Daily Comment (September 29, 2016)

by Bill O’Grady and Kaisa Stucke

[Posted: 9:30 AM EDT] Oil prices jumped yesterday on an announcement that OPEC had arrived at a deal to cut production.  This was mostly unexpected (we didn’t expect it).  According to early reports, the cartel agreed to cut output by 0.7 mbpd, which included a 0.4 mbpd cut by Saudi Arabia and a cap on Iranian production at 3.7 mbpd.  That agreement would put cartel output at 32.5 mbpd.  As the day wore on, however, the deal was clearly less than advertised.  First, there isn’t really an agreement.  OPEC won’t actually detail production quotas until the November 30th meeting.  The latter commentary suggested that cuts could be in a range between 0.7 mbpd and 0.2 mbpd.  The former is impressive; the latter is mostly a rounding error.  Later comments from the Iranians indicated they will not “have” to freeze output, which we read as “won’t.”

There are other questions.  Why would the Saudis raise the risk of social unrest by announcing a 20% salary cut for government workers, along with subsidy cuts of up to 15% for housing, if they knew they were going to work out a deal with OPEC to lift prices?  Will Saudi civil servants, who represent about 66% of all employed Saudis, go along with less income when they know that the kingdom has a deal to lift oil prices?  What prompted the kingdom to cave into Iran’s demands?  Given recent history, giving in to Iran would suggest that conditions have deteriorated more than the financial data would suggest, or the Saudi princes have rebelled against Deputy Crown Prince Salman and demanded higher oil prices and more revenue.  This seems like a major policy reversal that has come without comment from the DCP.  Finally, the Russians got off without cutting output!

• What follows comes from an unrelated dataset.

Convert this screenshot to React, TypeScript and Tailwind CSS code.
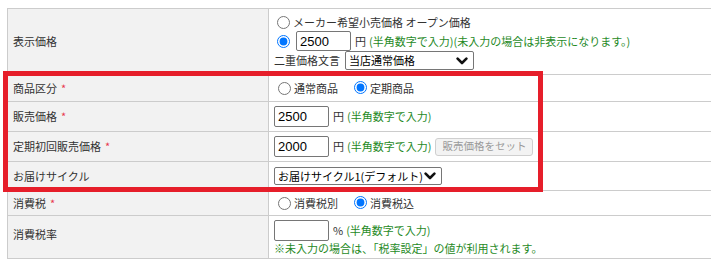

The sharp rise in prices yesterday had all the look of short covering.  OPEC did buy itself some time before it has to make a deal, but a meaningful agreement still looks like a long shot.  Thus, we would be surprised to see much follow through from yesterday.  At the same time, the potential for an agreement will put a floor under prices, meaning that the $40 to $42 price zone (WTI) will probably become a base for the market.  Why?  Because OPEC appears to be working to resume its market-balancing role.  It still isn’t clear whether the cartel is fully behind this resumption and it doesn’t answer the long-term question for oil producers, which is the value of future reserves.  If regulation turns oil into coal in 20 years, why would anyone wait to produce instead of doing so now?

U.S. crude oil inventories fell 1.9 mb compared to market expectations of a 2.4 mb build.

This chart shows current crude oil inventories, both over the long term and the last decade.  For the past three weeks we have seen a steady decline in stockpiles.  As the chart below shows, seasonally, we should see inventories rise as refineries begin their maintenance period.  However, we have seen a sharp drop in oil imports which have exceeded seasonal norms.  Some of that decline was due to tropical disruptions but the drop is clearly noticeable.

If this trend continues, it would be bullish for WTI.  The seasonal pattern suggests at least a leveling off of import flows and a build in stockpiles.

Based on inventories alone, oil prices are overvalued with the fair value price of $45.66.  Meanwhile, the EUR/WTI model generates a fair value of $49.07.  Together (which is a more sound methodology), fair value is $44.17, meaning that current prices are close to fair value.